There were 14 categories in which more than 1,400 finalists from all over the world competed. The team of Joey Bosworth and Erika O'Sullivan, from JDHS, placed 3rd in their category of Botany, with their project " The Effect of Age and Succession Type on Forest Overstory and Understory Composition".
The top finalists in the 2005 Southeast Alaska Science Fair (held in Juneau on March 4 & 5) went to Phoenix to compete in the International Science and Engineering Fair, May 8-14. In addition to Joey Bosworth and Erika O'Sullivan, Sara Bogert (How Carbon Source Affects the Process of Microbial Sulfate Reduction in Mine Tailings) and Sam Post (How Wing Curve Affects Lift Force) displayed their projects and competed in the international fair. The team of Clay Werthheimer and Brenna Heintz (Seasonal Dynamics of Polynuclear Aromatic Hydrocarbons in Gastineau Channel), who qualified as observers to the Phoenix fair, were also regional winners of the Stockholm Jr. Water Prize. They went on to win at the state level and will compete at the national level in Portland in June for the chance to go to Stockholm.
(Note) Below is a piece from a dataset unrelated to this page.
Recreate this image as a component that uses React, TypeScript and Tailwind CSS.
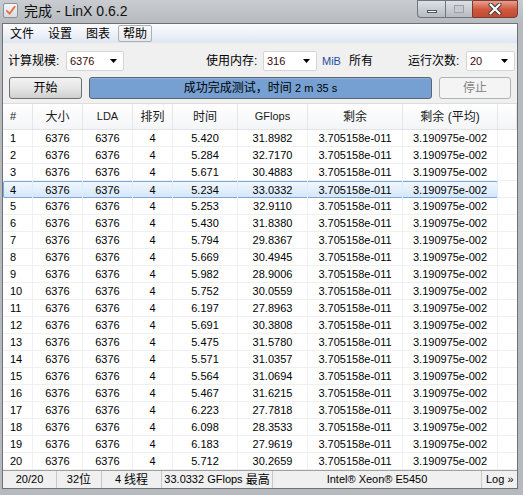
import React from "react";

const times = ["5.420","5.284","5.671","5.234","5.253","5.430","5.794","5.669","5.982","5.752","6.197","5.691","5.475","5.571","5.564","5.467","6.223","6.098","6.183","5.712"];
const gflops = ["31.8982","32.7170","30.4883","33.0332","32.9110","31.8380","29.8367","30.4945","28.9006","30.0559","27.8963","30.3808","31.5780","31.0357","31.0694","31.6215","27.7818","28.3533","27.9619","30.2659"];

function Combo({ value, w }: { value: string; w: string }) {
  return (
    <div className={`${w} h-[20px] bg-white border border-[#d5d5d5] rounded-[2px] flex items-center pl-[3px] pr-[5px]`}>
      <span className="text-[#3a0a0a] text-[11px]">{value}</span>
      <svg className="ml-auto" width="8" height="5" viewBox="0 0 8 5"><path d="M0 0H7L3.5 4Z" fill="#000" /></svg>
    </div>
  );
}

const cols = [
  { w: "w-[30px]", al: "justify-start pl-[7px]" },
  { w: "w-[50px]", al: "justify-center" },
  { w: "w-[50px]", al: "justify-center" },
  { w: "w-[40px]", al: "justify-center" },
  { w: "w-[65px]", al: "justify-center" },
  { w: "w-[70px]", al: "justify-center" },
  { w: "w-[95px]", al: "justify-center" },
  { w: "w-[95px]", al: "justify-center" },
];

export default function App() {
  const headers = ["#", "大小", "LDA", "排列", "时间", "GFlops", "剩余", "剩余 (平均)"];
  const hsize = ["text-[11px]", "text-[12px]", "text-[11px]", "text-[12px]", "text-[12px]", "text-[11px]", "text-[12px]", "text-[12px]"];
  const rows = times.map((t, i) => [String(i + 1), "6376", "6376", "4", t, gflops[i], "3.705158e-011", "3.190975e-002"]);
  return (
    <div className="w-[523px] h-[495px] bg-[#b6babe] flex flex-col overflow-hidden font-['Liberation_Sans','Noto_Sans_CJK_SC',sans-serif] text-[11px] text-black">
      {/* title bar */}
      <div className="h-[23px] flex items-start bg-gradient-to-b from-[#c9ccd0] to-[#b7bbbf]">
        <div className="mt-[3px] ml-[3px] w-[15px] h-[15px] rounded-[2px] border border-[#8a9199] bg-gradient-to-b from-[#f4f6f8] to-[#d8dde2] flex items-center justify-center">
          <svg width="11" height="11" viewBox="0 0 12 12"><path d="M2 6.5 L5 9.5 L10.5 2" stroke="#e8703a" strokeWidth="2" fill="none" strokeLinecap="round" /></svg>
        </div>
        <div className="ml-[6px] mt-[3px] text-[14px] leading-[17px] text-[#111] whitespace-nowrap">完成 - LinX 0.6.2</div>
        <div className="ml-auto mr-[5px] flex h-[18px]">
          <div className="w-[28px] h-full border border-[#6f757c] border-r-0 rounded-bl-[4px] bg-gradient-to-b from-[#dde1e5] to-[#b6bbc1] flex items-center justify-center">
            <div className="w-[10px] h-[3px] mt-[5px] bg-white border border-[#50565c]" />
          </div>
          <div className="w-[27px] h-full border border-[#6f757c] border-r-0 bg-gradient-to-b from-[#dde1e5] to-[#b6bbc1] flex items-center justify-center">
            <div className="w-[10px] h-[8px] border border-[#9ca1a6] bg-[#c8ccd0]" />
          </div>
          <div className="w-[46px] h-full border border-[#7a3a30] rounded-br-[4px] bg-gradient-to-b from-[#e8a090] via-[#d05a40] to-[#c24a30] flex items-center justify-center">
            <svg width="14" height="12" viewBox="0 0 14 12"><path d="M2.5 1.5 L11.5 10.5 M11.5 1.5 L2.5 10.5" stroke="#3a3a3a" strokeWidth="4" strokeLinecap="round" /><path d="M2.5 1.5 L11.5 10.5 M11.5 1.5 L2.5 10.5" stroke="#fff" strokeWidth="2.2" strokeLinecap="round" /></svg>
          </div>
        </div>
      </div>
      {/* client */}
      <div className="flex-1 ml-[2px] mr-[5px] mb-[6px] border border-[#6d7278] bg-[#f0f0f0] flex flex-col min-h-0">
        {/* menu */}
        <div className="h-[19px] flex items-center bg-gradient-to-b from-[#fdfdfe] to-[#dfe6f2] text-[12px] shrink-0">
          <span className="ml-[7px]">文件</span>
          <span className="ml-[14px]">设置</span>
          <span className="ml-[14px]">图表</span>
          <span className="ml-[8px] h-[17px] px-[4px] flex items-center border border-[#a9b0b8] rounded-[2px] bg-gradient-to-b from-[#fafafa] to-[#e6e8eb]">帮助</span>
        </div>
        {/* row 1 */}
        <div className="mt-[8px] h-[20px] flex items-center shrink-0 text-[12px]">
          <span className="ml-[5px] w-[58px]">计算规模:</span>
          <Combo value="6376" w="w-[58px]" />
          <span className="ml-[82px] w-[57px]">使用内存:</span>
          <Combo value="316" w="w-[54px]" />
          <span className="ml-[5px] text-[11px] text-[#1f4f9e]">MiB</span>
          <span className="ml-[8px]">所有</span>
          <span className="ml-[35px] w-[58px]">运行次数:</span>
          <Combo value="20" w="w-[49px]" />
        </div>
        {/* row 2 */}
        <div className="mt-[6px] h-[22px] flex shrink-0 text-[12px]">
          <div className="ml-[6px] w-[73px] h-full border border-[#707070] rounded-[3px] bg-gradient-to-b from-[#f2f2f2] via-[#e6e6e6] to-[#cfcfcf] flex items-center justify-center">开始</div>
          <div className="ml-[7px] w-[343px] h-full border border-[#5a6470] rounded-[3px] bg-[#76a0d2] shadow-[inset_0_1px_0_#8fb2dc] flex items-center justify-center">
            <span>成功完成测试，时间 <span className="text-[11px]">2 m 35 s</span></span>
          </div>
          <div className="ml-[7px] w-[72px] h-full border border-[#adb2b5] rounded-[3px] bg-[#f4f4f4] text-[#838383] flex items-center justify-center">停止</div>
        </div>
        {/* table */}
        <div className="mt-[4px] flex-1 flex flex-col bg-white border-t border-[#dcdcdc] min-h-0">
          <div className="h-[26px] flex shrink-0 bg-gradient-to-b from-[#ffffff] to-[#f4f5f7] border-b border-[#e2e4e8]">
            {headers.map((h, i) => (
              <div key={i} className={`${cols[i].w} ${cols[i].al} flex items-center border-r border-[#e4e6ea] ${hsize[i]} text-[#1a1a1a] whitespace-nowrap`}>{h}</div>
            ))}
            <div className="flex-1 border-r border-[#e4e6ea]" />
          </div>
          {rows.map((r, ri) => (
            <div key={ri} className="h-[17px] flex shrink-0">
              <div className={`flex ${ri === 3 ? "bg-gradient-to-b from-[#f2f8fe] to-[#d3e6fb] shadow-[inset_0_0_0_1px_#7fa6d8] rounded-[2px]" : "border-b border-[#f0f0f0]"}`}>
                {r.map((c, ci) => (
                  <div key={ci} className={`${cols[ci].w} ${cols[ci].al} flex items-center border-r ${ri === 3 ? "border-[#e0ebf9]" : "border-[#f0f0f0]"} leading-[16px] text-[11px]`}>{c}</div>
                ))}
              </div>
              <div className="flex-1 border-b border-[#f0f0f0]" />
            </div>
          ))}
          <div className="flex-1" />
        </div>
        {/* status bar */}
        <div className="h-[18px] flex shrink-0 border-t border-[#a0a0a0] bg-[#f0f0f0] text-[11px] whitespace-nowrap">
          <div className="w-[54px] flex items-center justify-center border-r border-[#c8c8c8]">20/20</div>
          <div className="w-[45px] flex items-center justify-center border-r border-[#c8c8c8]">32<span className="text-[12px]">位</span></div>
          <div className="w-[60px] flex items-center justify-center border-r border-[#c8c8c8]">4 <span className="text-[12px] ml-[3px]">线程</span></div>
          <div className="w-[111px] flex items-center justify-center border-r border-[#c8c8c8]">33.0332 GFlops <span className="text-[12px] ml-[3px]">最高</span></div>
          <div className="w-[209px] flex items-center justify-center border-r border-[#c8c8c8]">Intel® Xeon® E5450</div>
          <div className="flex-1 flex items-center pl-[4px]">Log »</div>
        </div>
      </div>
    </div>
  );
}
High school students from more than 40 countries qualify for Intel ISEF (International Science and Engineering Fair) by winning at affiliated regional or national fairs. The chance to win a share of $3 million in prizes adds to the excitement at the event, but many students describe bigger motivations - developing an alternative energy source, learning about a distant star, improving mobility for the disabled, or contributing new understanding.
During the week in Phoenix, students traded pins, learned about the science done by other participants, and competed for scholarships, tuition, grants, computers, and trips to science meetings in other parts of the world. They also had a chance to talk with Nobel Laureates and get acquainted with fellow students from around the globe.